*Information supplied*
○ ○ ○ ○ ○ ○ ○
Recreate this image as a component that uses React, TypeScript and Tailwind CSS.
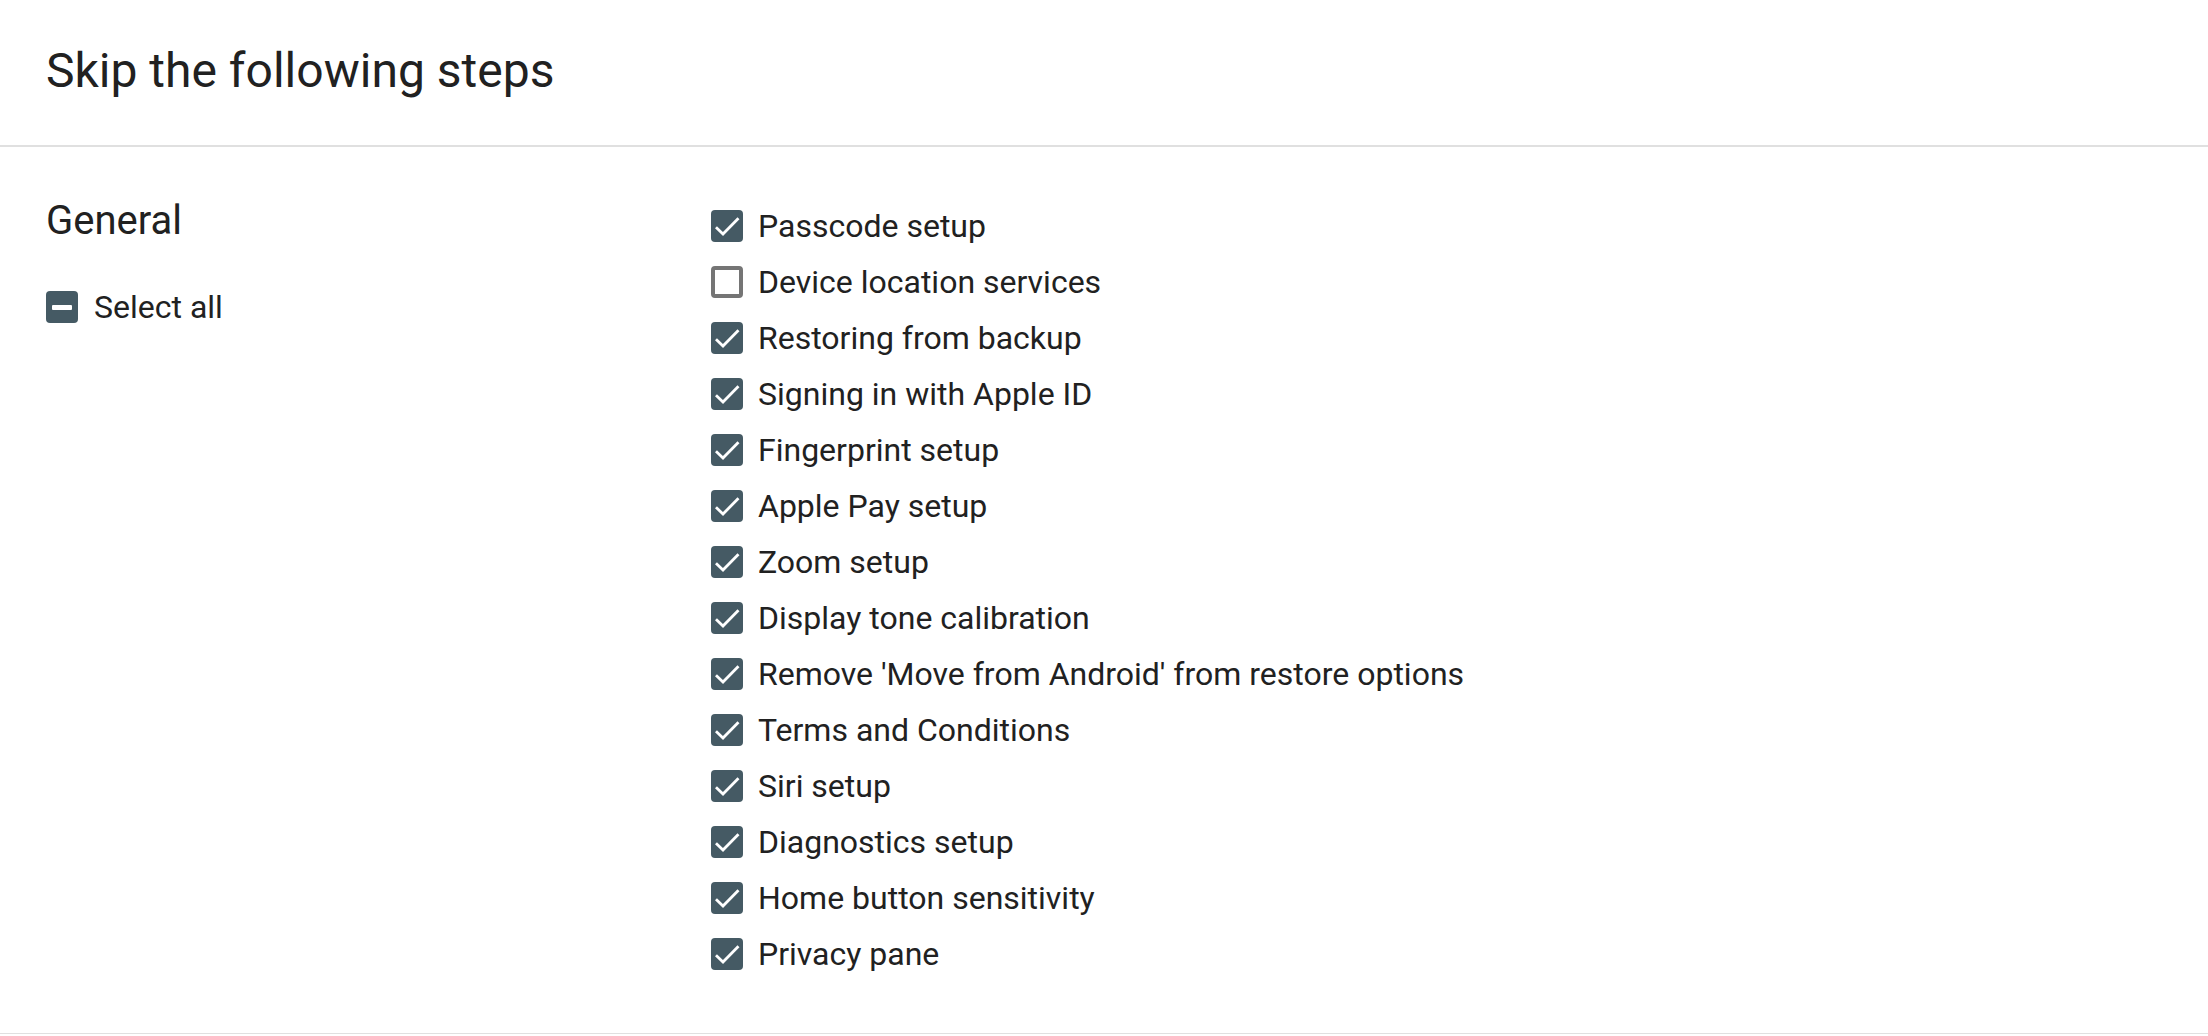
import React from "react";

const steps = [
  { label: "Passcode setup", checked: true },
  { label: "Device location services", checked: false },
  { label: "Restoring from backup", checked: true },
  { label: "Signing in with Apple ID", checked: true },
  { label: "Fingerprint setup", checked: true },
  { label: "Apple Pay setup", checked: true },
  { label: "Zoom setup", checked: true },
  { label: "Display tone calibration", checked: true },
  { label: "Remove 'Move from Android' from restore options", checked: true },
  { label: "Terms and Conditions", checked: true },
  { label: "Siri setup", checked: true },
  { label: "Diagnostics setup", checked: true },
  { label: "Home button sensitivity", checked: true },
  { label: "Privacy pane", checked: true },
];

type BoxState = "checked" | "unchecked" | "indeterminate";

function Box({ state }: { state: BoxState }) {
  if (state === "unchecked") {
    return (
      <span className="block h-[32px] w-[32px] shrink-0 rounded-[4px] border-4 border-[#757575] bg-white" />
    );
  }
  return (
    <span className="flex h-[32px] w-[32px] shrink-0 items-center justify-center rounded-[4px] bg-[#455a64]">
      {state === "checked" ? (
        <svg width="32" height="32" viewBox="0 0 32 32" fill="none">
          <polyline
            points="6,18.3 12,24 26.5,9.3"
            stroke="#ffffff"
            strokeWidth="2.8"
            strokeLinecap="square"
            strokeLinejoin="miter"
          />
        </svg>
      ) : (
        <span className="block h-[5px] w-[20px] rounded-[1px] bg-white" />
      )}
    </span>
  );
}

export default function App() {
  return (
    <div
      className="min-h-[1036px] w-full bg-white text-[#212121]"
      style={{ fontFamily: "Roboto, 'Noto Sans', sans-serif" }}
    >
      <div className="border-b-2 border-[#e0e0e0] px-[46px] pt-[43px] pb-[46px]">
        <h1 className="text-[48px] leading-[56px] font-normal">
          Skip the following steps
        </h1>
      </div>

      <div className="flex border-b border-[#e0e0e0] px-[46px] pb-[51px]">
        <div className="w-[665px] shrink-0 pt-[50px]">
          <h2 className="text-[40px] leading-[48px] font-normal">General</h2>
          <label className="mt-[42px] flex items-center gap-[16px]">
            <Box state="indeterminate" />
            <span className="text-[32px] leading-[40px]">Select all</span>
          </label>
        </div>

        <div className="flex flex-col pt-[51px]">
          {steps.map((s) => (
            <label
              key={s.label}
              className="flex h-[56px] items-center gap-[15px]"
            >
              <Box state={s.checked ? "checked" : "unchecked"} />
              <span className="text-[32px] leading-[40px]">{s.label}</span>
            </label>
          ))}
        </div>
      </div>
    </div>
  );
}
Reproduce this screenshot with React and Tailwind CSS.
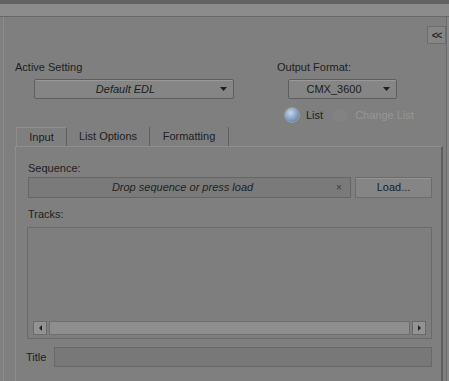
const Arrow = () => (
  <svg width="7" height="4" viewBox="0 0 7 4" className="shrink-0">
    <path d="M0 0 H7 L3.5 4 Z" fill="#1e1e1e" />
  </svg>
);

const Dropdown = ({ label, italic, className = '' }) => (
  <div className={`flex items-center h-[20px] border border-[#5e5e5e] rounded-[2px] bg-[#858585] shadow-[inset_0_1px_0_#999] ${className}`}>
    <span className={`flex-1 text-center text-[11px] text-[#1c1c1c] ${italic ? 'italic' : ''}`}>{label}</span>
    <span className="pr-[6px] pl-[4px]"><Arrow /></span>
  </div>
);

const Tab = ({ label, active, width }) => (
  <div className={`h-[19px] flex items-center justify-center text-[11px] text-[#1e1e1e] border-r border-r-[#5f5f5f] ${width} ${active ? 'border-l border-l-[#8f8f8f] border-t border-t-[#8f8f8f]' : ''}`}>
    {label}
  </div>
);

const ScrollButton = ({ side }) => (
  <div className="w-[14px] h-[14px] flex items-center justify-center border border-[#6a6a6a] bg-[#939393]">
    <div className={`w-0 h-0 border-y-[3px] border-y-transparent ${side === 'left' ? 'border-r-[3px] border-r-[#222]' : 'border-l-[3px] border-l-[#222]'}`} />
  </div>
);

export default function App() {
  return (
    <div className="w-[449px] h-[381px] overflow-hidden bg-[#7f7f7f] flex flex-col font-['Liberation_Sans',Arial,sans-serif] text-[#1e1e1e]">
      {/* title strip */}
      <div className="h-[4px] bg-[#626262]" />
      <div className="h-[13px] bg-[#8c8c8c] border-b border-[#686868] shrink-0" />

      <div className="flex-1 flex min-h-0">
        <div className="w-[3px] shrink-0" />
        <div className="flex-1 flex flex-col border-l border-l-[#8b8b8b] border-r border-r-[#6b6b6b] min-h-0">
          {/* collapse button */}
          <div className="flex justify-end pt-[9px]">
            <div className="w-[19px] h-[18px] border border-[#6c6c6c] bg-[#868686] flex items-center justify-center text-[10px] font-bold tracking-[-1px] text-[#2a2a2a]">
              &lt;&lt;
            </div>
          </div>

          {/* settings row */}
          <div className="flex mt-[16px]">
            <div className="w-[273px] pl-[11px]">
              <div className="text-[11px] leading-[14px]">Active Setting</div>
              <Dropdown label="Default EDL" italic className="ml-[19px] mt-[5px] w-[200px]" />
            </div>
            <div className="flex flex-col">
              <div className="text-[11px] leading-[14px]">Output Format:</div>
              <Dropdown label="CMX_3600" className="ml-[11px] mt-[5px] w-[109px]" />
              <div className="flex items-center mt-[8px] ml-[7px] h-[16px]">
                <div className="w-[16px] h-[16px] rounded-full border border-[#9a9a9a] bg-[radial-gradient(circle_at_40%_35%,#c4d8ea,#6b8fb5_70%)]" />
                <span className="ml-[6px] text-[11px]">List</span>
                <div className="ml-[11px] w-[13px] h-[13px] rounded-full border border-[#878787] bg-[#828282]" />
                <span className="ml-[8px] text-[11px] text-[#969696]">Change List</span>
              </div>
            </div>
          </div>

          {/* tabs */}
          <div className="flex mt-[4px] ml-[12px]">
            <Tab label="Input" active width="w-[51px]" />
            <Tab label="List Options" width="w-[83px]" />
            <Tab label="Formatting" width="w-[79px]" />
          </div>

          {/* tab panel */}
          <div className="flex-1 ml-[11px] mr-[3px] border-t border-t-[#8e8e8e] border-l border-l-[#8e8e8e] border-r-2 border-r-[#5f5f5f] pl-[12px] pr-[9px] pt-[14px]">
            <div className="text-[11px] leading-[14px]">Sequence:</div>
            <div className="flex mt-[2px] h-[21px]">
              <div className="flex-1 flex items-center border border-[#666] bg-[#7a7a7a]">
                <span className="flex-1 text-center italic text-[11px] text-[#222]">Drop sequence or press load</span>
                <span className="w-[12px] text-[10px] text-[#3a3a3a] mr-[2px]">×</span>
              </div>
              <div className="w-[77px] ml-[4px] flex items-center justify-center border border-[#6c6c6c] bg-[#858585] shadow-[inset_0_1px_0_#959595] text-[11px]">
                Load...
              </div>
            </div>

            <div className="text-[11px] leading-[14px] mt-[9px]">Tracks:</div>
            <div className="mt-[6px] h-[112px] border border-[#6a6a6a] bg-[#7e7e7e] flex flex-col justify-end -ml-px">
              <div className="flex items-center gap-[2px] px-[5px] pb-[2px] h-[18px]">
                <ScrollButton side="left" />
                <div className="flex-1 h-[14px] border border-[#6f6f6f] bg-[#8e8e8e]" />
                <ScrollButton side="right" />
              </div>
            </div>

            <div className="flex items-center mt-[8px] h-[20px] -ml-[2px]">
              <span className="text-[11px] w-[28px]">Title</span>
              <div className="flex-1 h-[20px] border border-[#686868] bg-[#787878]" />
            </div>
          </div>
        </div>
        <div className="w-[2px] shrink-0 bg-[#878787]" />
      </div>
    </div>
  );
}
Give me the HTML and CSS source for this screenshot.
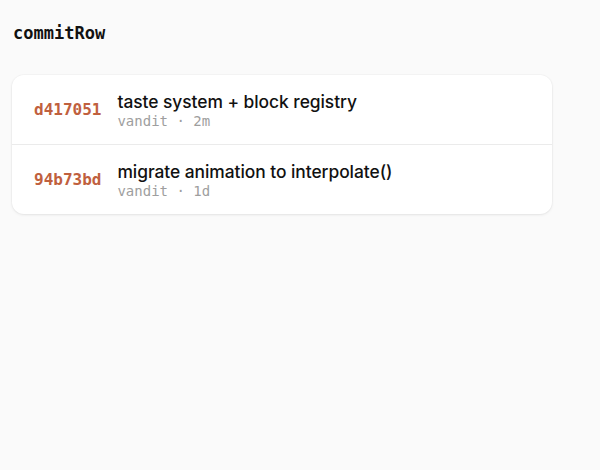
○ ○ ○ ○ ○ ○ ○
*Written instruction*
None of the pictures should appear; repeat the records exactly otherwise.

*Written response*
Recreate this image as a component that uses React, TypeScript and Tailwind CSS.
import React from "react";

const steps = [
  { label: "Passcode setup", checked: true },
  { label: "Device location services", checked: false },
  { label: "Restoring from backup", checked: true },
  { label: "Signing in with Apple ID", checked: true },
  { label: "Fingerprint setup", checked: true },
  { label: "Apple Pay setup", checked: true },
  { label: "Zoom setup", checked: true },
  { label: "Display tone calibration", checked: true },
  { label: "Remove 'Move from Android' from restore options", checked: true },
  { label: "Terms and Conditions", checked: true },
  { label: "Siri setup", checked: true },
  { label: "Diagnostics setup", checked: true },
  { label: "Home button sensitivity", checked: true },
  { label: "Privacy pane", checked: true },
];

type BoxState = "checked" | "unchecked" | "indeterminate";

function Box({ state }: { state: BoxState }) {
  if (state === "unchecked") {
    return (
      <span className="block h-[32px] w-[32px] shrink-0 rounded-[4px] border-4 border-[#757575] bg-white" />
    );
  }
  return (
    <span className="flex h-[32px] w-[32px] shrink-0 items-center justify-center rounded-[4px] bg-[#455a64]">
      {state === "checked" ? (
        <svg width="32" height="32" viewBox="0 0 32 32" fill="none">
          <polyline
            points="6,18.3 12,24 26.5,9.3"
            stroke="#ffffff"
            strokeWidth="2.8"
            strokeLinecap="square"
            strokeLinejoin="miter"
          />
        </svg>
      ) : (
        <span className="block h-[5px] w-[20px] rounded-[1px] bg-white" />
      )}
    </span>
  );
}

export default function App() {
  return (
    <div
      className="min-h-[1036px] w-full bg-white text-[#212121]"
      style={{ fontFamily: "Roboto, 'Noto Sans', sans-serif" }}
    >
      <div className="border-b-2 border-[#e0e0e0] px-[46px] pt-[43px] pb-[46px]">
        <h1 className="text-[48px] leading-[56px] font-normal">
          Skip the following steps
        </h1>
      </div>

      <div className="flex border-b border-[#e0e0e0] px-[46px] pb-[51px]">
        <div className="w-[665px] shrink-0 pt-[50px]">
          <h2 className="text-[40px] leading-[48px] font-normal">General</h2>
          <label className="mt-[42px] flex items-center gap-[16px]">
            <Box state="indeterminate" />
            <span className="text-[32px] leading-[40px]">Select all</span>
          </label>
        </div>

        <div className="flex flex-col pt-[51px]">
          {steps.map((s) => (
            <label
              key={s.label}
              className="flex h-[56px] items-center gap-[15px]"
            >
              <Box state={s.checked ? "checked" : "unchecked"} />
              <span className="text-[32px] leading-[40px]">{s.label}</span>
            </label>
          ))}
        </div>
      </div>
    </div>
  );
}
Reproduce this screenshot with React and Tailwind CSS.
const Arrow = () => (
  <svg width="7" height="4" viewBox="0 0 7 4" className="shrink-0">
    <path d="M0 0 H7 L3.5 4 Z" fill="#1e1e1e" />
  </svg>
);

const Dropdown = ({ label, italic, className = '' }) => (
  <div className={`flex items-center h-[20px] border border-[#5e5e5e] rounded-[2px] bg-[#858585] shadow-[inset_0_1px_0_#999] ${className}`}>
    <span className={`flex-1 text-center text-[11px] text-[#1c1c1c] ${italic ? 'italic' : ''}`}>{label}</span>
    <span className="pr-[6px] pl-[4px]"><Arrow /></span>
  </div>
);

const Tab = ({ label, active, width }) => (
  <div className={`h-[19px] flex items-center justify-center text-[11px] text-[#1e1e1e] border-r border-r-[#5f5f5f] ${width} ${active ? 'border-l border-l-[#8f8f8f] border-t border-t-[#8f8f8f]' : ''}`}>
    {label}
  </div>
);

const ScrollButton = ({ side }) => (
  <div className="w-[14px] h-[14px] flex items-center justify-center border border-[#6a6a6a] bg-[#939393]">
    <div className={`w-0 h-0 border-y-[3px] border-y-transparent ${side === 'left' ? 'border-r-[3px] border-r-[#222]' : 'border-l-[3px] border-l-[#222]'}`} />
  </div>
);

export default function App() {
  return (
    <div className="w-[449px] h-[381px] overflow-hidden bg-[#7f7f7f] flex flex-col font-['Liberation_Sans',Arial,sans-serif] text-[#1e1e1e]">
      {/* title strip */}
      <div className="h-[4px] bg-[#626262]" />
      <div className="h-[13px] bg-[#8c8c8c] border-b border-[#686868] shrink-0" />

      <div className="flex-1 flex min-h-0">
        <div className="w-[3px] shrink-0" />
        <div className="flex-1 flex flex-col border-l border-l-[#8b8b8b] border-r border-r-[#6b6b6b] min-h-0">
          {/* collapse button */}
          <div className="flex justify-end pt-[9px]">
            <div className="w-[19px] h-[18px] border border-[#6c6c6c] bg-[#868686] flex items-center justify-center text-[10px] font-bold tracking-[-1px] text-[#2a2a2a]">
              &lt;&lt;
            </div>
          </div>

          {/* settings row */}
          <div className="flex mt-[16px]">
            <div className="w-[273px] pl-[11px]">
              <div className="text-[11px] leading-[14px]">Active Setting</div>
              <Dropdown label="Default EDL" italic className="ml-[19px] mt-[5px] w-[200px]" />
            </div>
            <div className="flex flex-col">
              <div className="text-[11px] leading-[14px]">Output Format:</div>
              <Dropdown label="CMX_3600" className="ml-[11px] mt-[5px] w-[109px]" />
              <div className="flex items-center mt-[8px] ml-[7px] h-[16px]">
                <div className="w-[16px] h-[16px] rounded-full border border-[#9a9a9a] bg-[radial-gradient(circle_at_40%_35%,#c4d8ea,#6b8fb5_70%)]" />
                <span className="ml-[6px] text-[11px]">List</span>
                <div className="ml-[11px] w-[13px] h-[13px] rounded-full border border-[#878787] bg-[#828282]" />
                <span className="ml-[8px] text-[11px] text-[#969696]">Change List</span>
              </div>
            </div>
          </div>

          {/* tabs */}
          <div className="flex mt-[4px] ml-[12px]">
            <Tab label="Input" active width="w-[51px]" />
            <Tab label="List Options" width="w-[83px]" />
            <Tab label="Formatting" width="w-[79px]" />
          </div>

          {/* tab panel */}
          <div className="flex-1 ml-[11px] mr-[3px] border-t border-t-[#8e8e8e] border-l border-l-[#8e8e8e] border-r-2 border-r-[#5f5f5f] pl-[12px] pr-[9px] pt-[14px]">
            <div className="text-[11px] leading-[14px]">Sequence:</div>
            <div className="flex mt-[2px] h-[21px]">
              <div className="flex-1 flex items-center border border-[#666] bg-[#7a7a7a]">
                <span className="flex-1 text-center italic text-[11px] text-[#222]">Drop sequence or press load</span>
                <span className="w-[12px] text-[10px] text-[#3a3a3a] mr-[2px]">×</span>
              </div>
              <div className="w-[77px] ml-[4px] flex items-center justify-center border border-[#6c6c6c] bg-[#858585] shadow-[inset_0_1px_0_#959595] text-[11px]">
                Load...
              </div>
            </div>

            <div className="text-[11px] leading-[14px] mt-[9px]">Tracks:</div>
            <div className="mt-[6px] h-[112px] border border-[#6a6a6a] bg-[#7e7e7e] flex flex-col justify-end -ml-px">
              <div className="flex items-center gap-[2px] px-[5px] pb-[2px] h-[18px]">
                <ScrollButton side="left" />
                <div className="flex-1 h-[14px] border border-[#6f6f6f] bg-[#8e8e8e]" />
                <ScrollButton side="right" />
              </div>
            </div>

            <div className="flex items-center mt-[8px] h-[20px] -ml-[2px]">
              <span className="text-[11px] w-[28px]">Title</span>
              <div className="flex-1 h-[20px] border border-[#686868] bg-[#787878]" />
            </div>
          </div>
        </div>
        <div className="w-[2px] shrink-0 bg-[#878787]" />
      </div>
    </div>
  );
}
Give me the HTML and CSS source for this screenshot.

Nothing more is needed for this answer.